È dimostrato che l’immersione nella natura rasserena anche il sonno e aumenta la capacità di concentrazione e at-tenzione, ma basta anche soltanto “contemplare il verde” per migliorare il proprio stato di salute. Dal 1972 al 1981 Roger Ulrich ha osservato il decorso di pazienti operati alla colecisti in un ospedale della Pennsylvania: colo-ro che dalla camera vedevano degli alberi avevano una degenza più breve e più serena di coloro che dalla finestra vedevano solo una parete di cemento.
Medicina forestale
Il “bagno di bosco” non è una forma di esercizio fisico né un’escursione: è importante muoversi lentamente e respirare profondamente per immergersi nell’atmosfera della foresta, entrare in connessione con la natura e farne esperienza attraverso l’uso consapevole dei cinque sensi.
Una parte importante dei protocolli di immersione forestale è dedicata proprio all’attivazione dei sensi: osservare i colori, le forme e le simmetrie della natura; toccare gli alberi, le foglie, l’erba e la terra; odorare i profumi e le essenze del bosco; gustare il sapore dei fiori e dei frutti commestibili e ascoltare i suoni del bosco.
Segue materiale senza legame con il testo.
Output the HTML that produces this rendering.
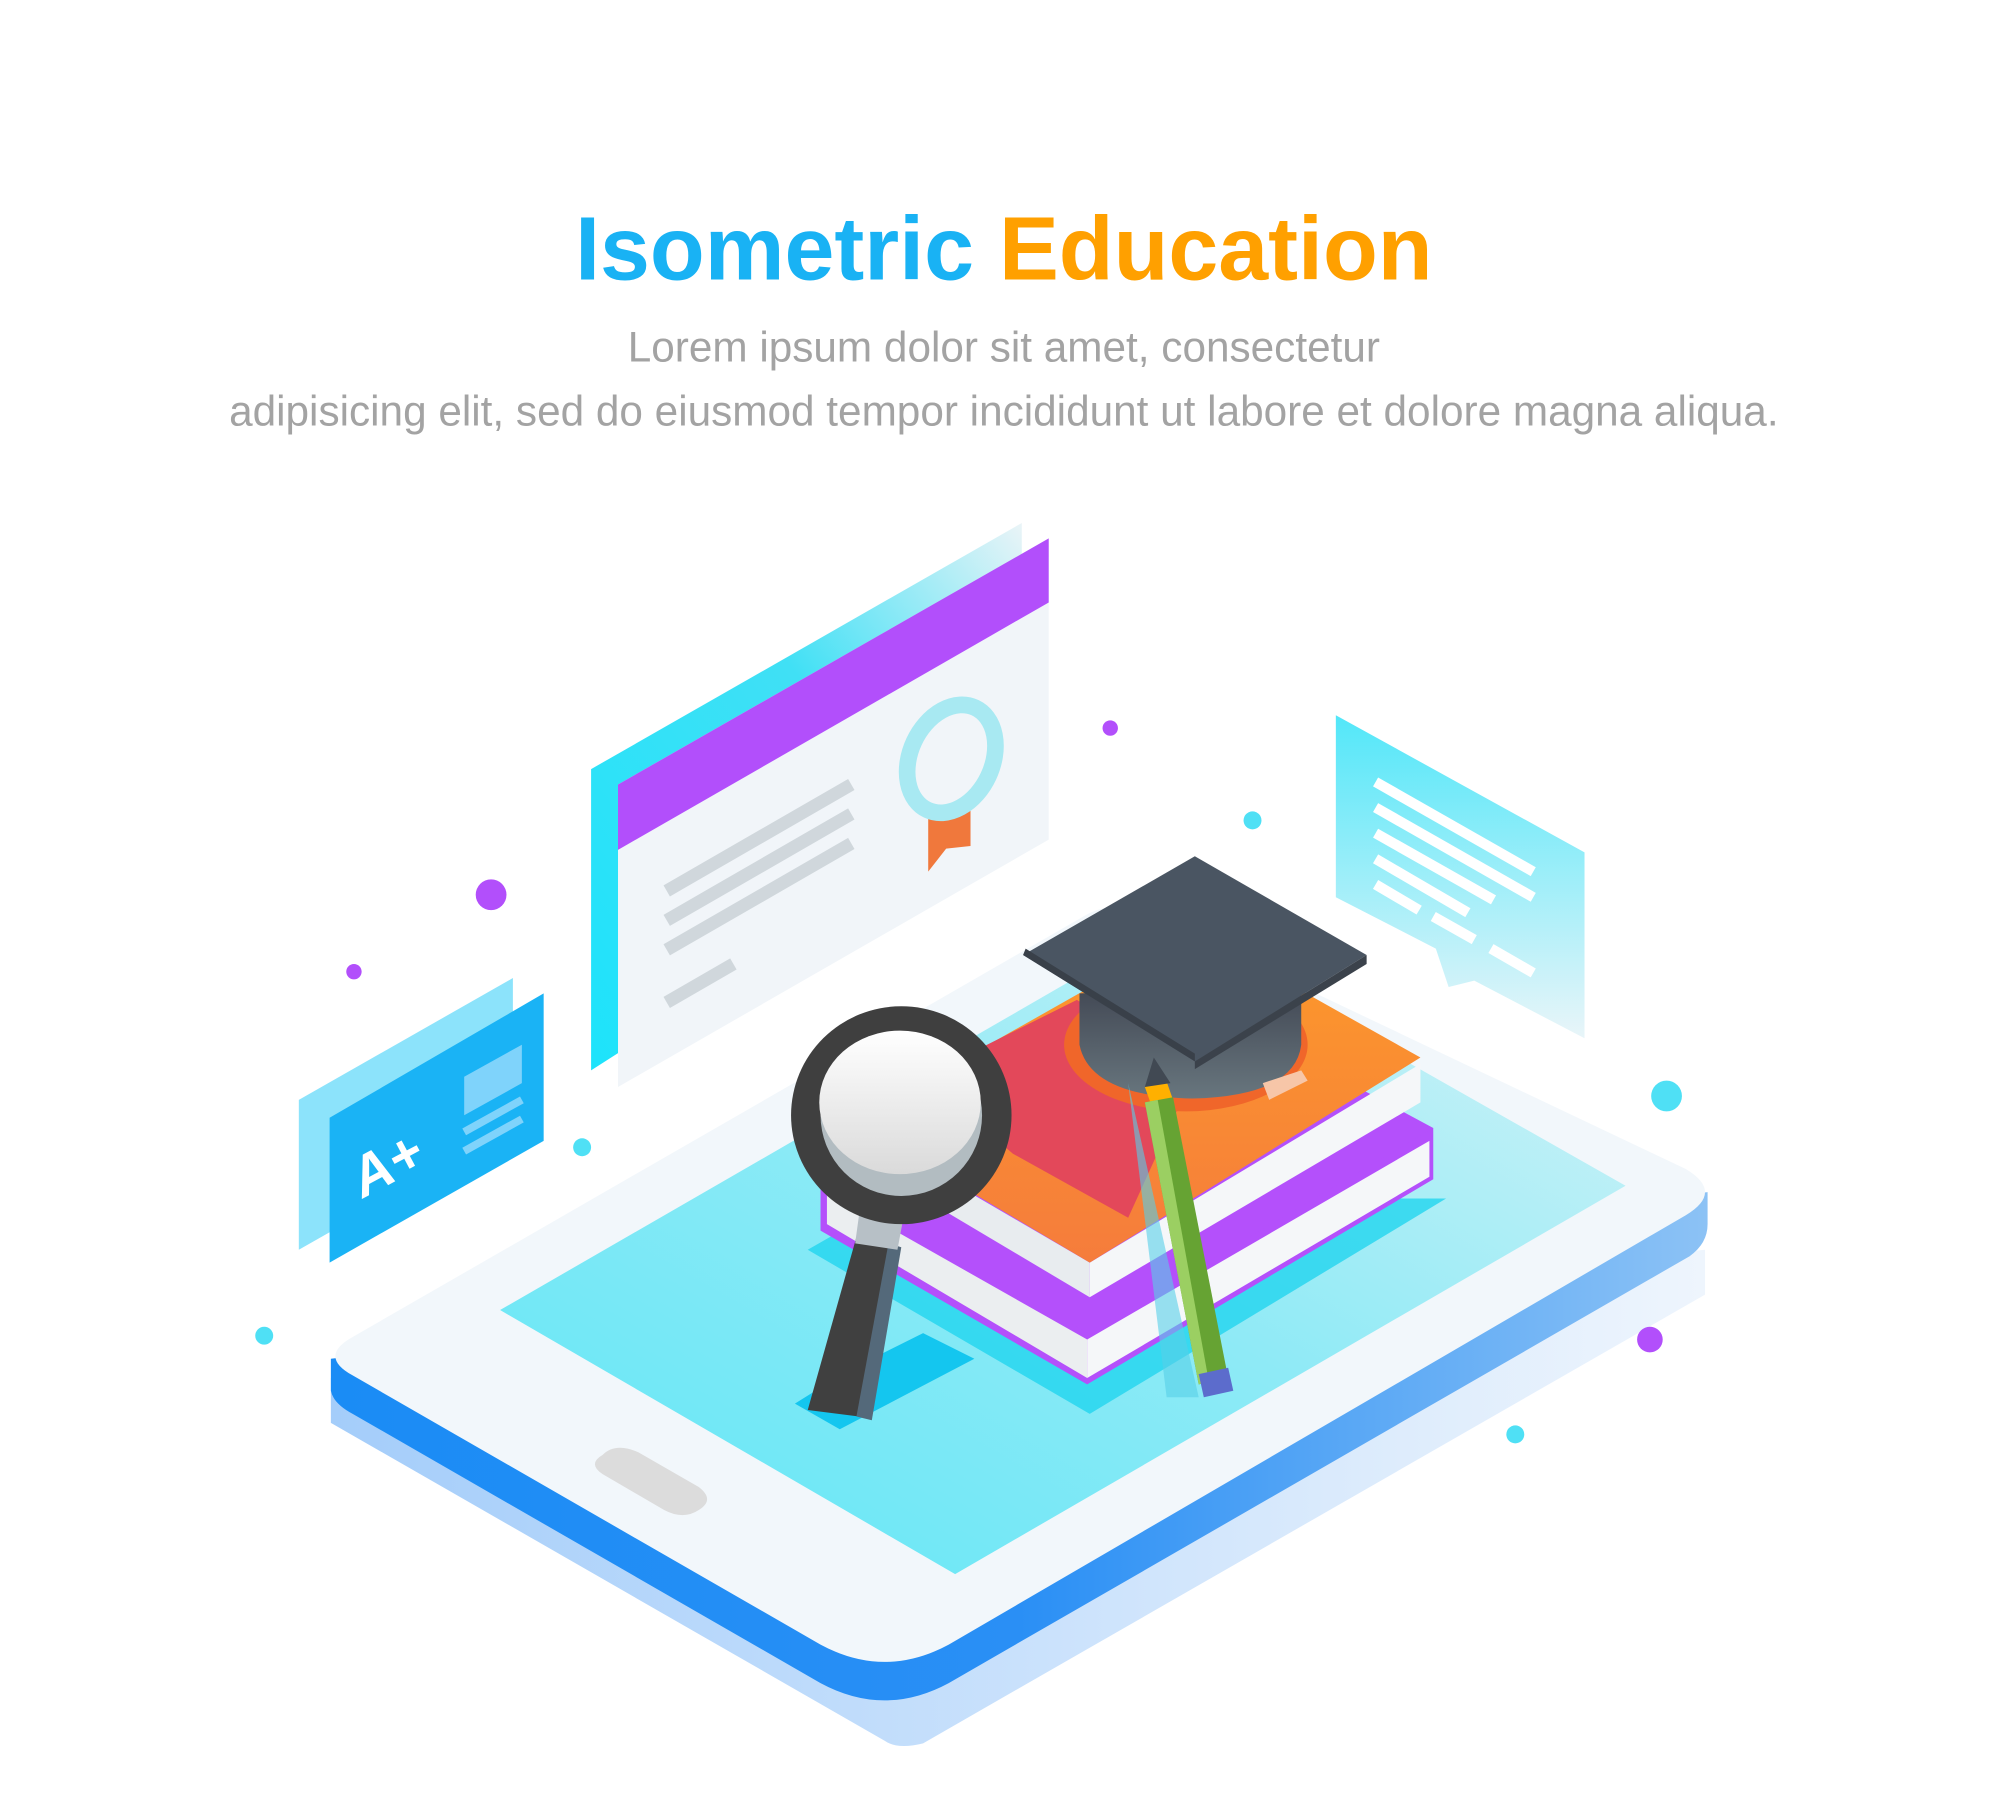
<!DOCTYPE html>
<html><head><meta charset="utf-8"><style>
html,body{margin:0;padding:0;background:#fff;}
svg{display:block}
</style></head><body>
<svg width="2000" height="1801" viewBox="0 0 1560 1405" xmlns="http://www.w3.org/2000/svg">
<defs>
<linearGradient id="side" x1="0" y1="0" x2="1" y2="0"><stop offset="0" stop-color="#1a8cf5"/><stop offset="0.5" stop-color="#2a8ff5"/><stop offset="1" stop-color="#8cc2f5"/></linearGradient>
<linearGradient id="shadow" x1="0" y1="0" x2="1" y2="0"><stop offset="0" stop-color="#a4cdfa"/><stop offset="1" stop-color="#eef5fd"/></linearGradient>
<linearGradient id="screen" x1="0" y1="1" x2="1" y2="0"><stop offset="0" stop-color="#5fe6f6"/><stop offset="0.5" stop-color="#8eeaf6"/><stop offset="1" stop-color="#d8f3f7"/></linearGradient>
<linearGradient id="bubble" x1="0" y1="0" x2="0" y2="1"><stop offset="0" stop-color="#3fe4f8"/><stop offset="1" stop-color="#e6f4f8"/></linearGradient>
<linearGradient id="cert" x1="0" y1="1" x2="1" y2="0"><stop offset="0" stop-color="#1de3fb"/><stop offset="0.6" stop-color="#40e0f5"/><stop offset="1" stop-color="#eaf4f7"/></linearGradient>
<linearGradient id="cap" x1="0" y1="0" x2="0" y2="1"><stop offset="0" stop-color="#424854"/><stop offset="1" stop-color="#68767e"/></linearGradient>
<linearGradient id="orange" x1="0" y1="0" x2="0" y2="1"><stop offset="0" stop-color="#fd9a2a"/><stop offset="1" stop-color="#f57c3c"/></linearGradient>
<linearGradient id="lens" x1="0" y1="0" x2="0" y2="1"><stop offset="0" stop-color="#fff"/><stop offset="1" stop-color="#dadada"/></linearGradient>
</defs>

<text x="783" y="218" text-anchor="middle" font-family="Liberation Sans, sans-serif" font-weight="bold" font-size="70"><tspan fill="#19b2f4">Isometric </tspan><tspan fill="#ffa000">Education</tspan></text>
<text x="783" y="282" text-anchor="middle" font-family="Liberation Sans, sans-serif" font-size="33" fill="#a3a3a3">Lorem ipsum dolor sit amet, consectetur</text>
<text x="783" y="332" text-anchor="middle" font-family="Liberation Sans, sans-serif" font-size="33" fill="#a3a3a3">adipisicing elit, sed do eiusmod tempor incididunt ut labore et dolore magna aliqua.</text>

<path d="M258 1110 L690 1358 Q700 1365 720 1360 L1330 1010 L1330 975 L258 1075 Z" fill="url(#shadow)"/>
<path d="M258 1060 L258 1085 Q260 1095 275 1103 L640 1313 Q690 1340 740 1313 L1318 980 Q1332 970 1332 955 L1332 930 Z" fill="url(#side)"/>
<path d="M275 1043 L845 715 Q870 700 900 715 L1315 912 Q1345 930 1315 948 L740 1283 Q690 1310 640 1283 L275 1073 Q248 1058 275 1043 Z" fill="#f2f7fb"/>
<path d="M390 1022 L910 722 L1268 925 L745 1228 Z" fill="url(#screen)"/>
<path d="M470 1135 Q480 1125 498 1133 L545 1160 Q558 1170 545 1178 Q533 1186 518 1178 L470 1150 Q458 1142 470 1135 Z" fill="#dcdcdc"/>

<path d="M630 975 L700 935 L1128 935 L850 1103 Z" fill="#22d4ef" opacity="0.8"/>
<path d="M620 1095 L660 1070 L720 1040 L760 1060 L655 1115 Z" fill="#14c6ef"/>

<path d="M640 925 L640 960 L848 1080 L1118 920 L1118 880 Z" fill="#b450fb"/>
<path d="M645 930 L848 1045 L848 1075 L645 955 Z" fill="#ebeef0"/>
<path d="M848 1045 L1115 890 L1115 918 L848 1075 Z" fill="#f5f7f9"/>
<path d="M640 915 L905 765 L1118 880 L848 1040 Z" fill="#b450fb"/>
<path d="M670 880 L850 985 L850 1012 L670 905 Z" fill="#e8ecef"/>
<path d="M850 985 L1108 830 L1108 860 L850 1012 Z" fill="#f5f7f9"/>
<path d="M665 875 L930 725 L1108 825 L850 985 Z" fill="url(#orange)"/>
<path d="M720 840 L840 780 L930 840 L880 950 L790 900 Z" fill="#e3485a"/>
<ellipse cx="925" cy="815" rx="95" ry="52" fill="#f0662a"/>
<path d="M842 775 L842 815 Q850 855 930 857 Q1010 855 1015 815 L1015 770 Z" fill="url(#cap)"/>
<path d="M985 845 L1015 835 L1020 843 L990 858 Z" fill="#f7c6a8"/>
<path d="M798 745 L932 668 L1066 745 L932 828 Z" fill="#4a5562"/>
<path d="M798 745 L932 828 L932 822 L800 740 Z" fill="#394049"/>
<path d="M932 828 L1066 745 L1066 752 L932 834 Z" fill="#3b424b"/>

<path d="M880 845 L910 1090 L935 1090 Z" fill="#56cfe8" opacity="0.6"/>
<path d="M893 848 L908 838 L915 858 L898 862 Z" fill="#ffb000"/>
<path d="M900 825 L893 848 L913 845 Z" fill="#414953"/>
<path d="M893 860 L915 856 L958 1075 L935 1080 Z" fill="#66a333"/>
<path d="M893 860 L903 858 L943 1078 L935 1080 Z" fill="#9bcf62"/>
<path d="M935 1072 L958 1067 L962 1085 L939 1090 Z" fill="#5c6ccc"/>

<path d="M630 1100 L668 965 L695 970 L670 1105 Z" fill="#404040"/>
<path d="M668 1105 L693 970 L703 973 L680 1108 Z" fill="#54697a"/>
<path d="M670 948 L705 948 L700 975 L667 970 Z" fill="#b7c0c6"/>
<ellipse cx="703" cy="870" rx="86" ry="85" fill="#3f3f3f"/>
<ellipse cx="703" cy="870" rx="63" ry="63" fill="#b2bcc1"/>
<ellipse cx="702" cy="860" rx="63" ry="56" fill="url(#lens)"/>

<path d="M461 600 L797 408 L797 620 L461 835 Z" fill="url(#cert)"/>
<path d="M482 612 L818 420 L818 655 L482 848 Z" fill="#f1f5f9"/>
<path d="M482 612 L818 420 L818 470 L482 663 Z" fill="#b24ffb"/>
<g stroke="#d0d7dc" stroke-width="10">
<line x1="520" y1="695" x2="664" y2="612"/>
<line x1="520" y1="718" x2="664" y2="635"/>
<line x1="520" y1="741" x2="664" y2="658"/>
<line x1="520" y1="782" x2="572" y2="752"/>
</g>
<path d="M724 630 L757 625 L757 660 L738 662 L724 680 Z" fill="#f0783c"/>
<ellipse cx="742" cy="592" rx="32" ry="44" transform="rotate(25 742 592)" fill="none" stroke="#a8e9f2" stroke-width="13"/>

<path d="M1042 558 L1236 665 L1236 810 L1150 765 L1130 770 L1120 740 L1042 700 Z" fill="url(#bubble)" opacity="0.9"/>
<g stroke="#fff" stroke-width="8">
<line x1="1073" y1="610" x2="1196" y2="680"/>
<line x1="1073" y1="630" x2="1196" y2="700"/>
<line x1="1073" y1="650" x2="1165" y2="702"/>
<line x1="1073" y1="670" x2="1145" y2="712"/>
<line x1="1073" y1="690" x2="1107" y2="710"/>
<line x1="1118" y1="715" x2="1150" y2="733"/>
<line x1="1163" y1="740" x2="1196" y2="759"/>
</g>

<path d="M233 858 L400 763 L400 880 L233 975 Z" fill="#8ce3fb"/>
<path d="M257 872 L424 775 L424 890 L257 985 Z" fill="#1ab3f5"/>
<text x="0" y="0" transform="translate(283 935) rotate(-28)" font-family="Liberation Sans, sans-serif" font-weight="bold" font-style="italic" font-size="44" fill="#fff">A+</text>
<path d="M362 840 L407 815 L407 845 L362 870 Z" fill="#7fd3fb"/>
<line x1="362" y1="883" x2="407" y2="858" stroke="#7fd3fb" stroke-width="6"/>
<line x1="362" y1="898" x2="407" y2="873" stroke="#7fd3fb" stroke-width="6"/>

<circle cx="383" cy="698" r="12" fill="#b24ffb"/>
<circle cx="276" cy="758" r="6" fill="#b24ffb"/>
<circle cx="866" cy="568" r="6" fill="#b24ffb"/>
<circle cx="1287" cy="1045" r="10" fill="#b24ffb"/>
<circle cx="977" cy="640" r="7" fill="#4fe0f5"/>
<circle cx="1300" cy="855" r="12" fill="#4fe0f5"/>
<circle cx="454" cy="895" r="7" fill="#4fe0f5"/>
<circle cx="206" cy="1042" r="7" fill="#4fe0f5"/>
<circle cx="1182" cy="1119" r="7" fill="#4fe0f5"/>
</svg>
</body></html>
Diventa essenziale anche sostare, per diventare un tutt’uno con esso, e chiudere gli occhi per prendere consapevolezza della natura che è in noi.
In Giappone, la medicina forestale viene insegnata nelle università e prescritta come terapia medica. Anche in Scozia e in Svezia la terapia forestale è regolamentata e prescritta dal sistema sanitario. In Italia, invece, non è ancora conosciuta e tanto meno riconosciuta come disciplina di medicina complementare e bionaturale. Per promuoverla e renderla prescrivibile, nel 2018 è nata l’Associazione Italiana di Medicina Forestale (Aimef).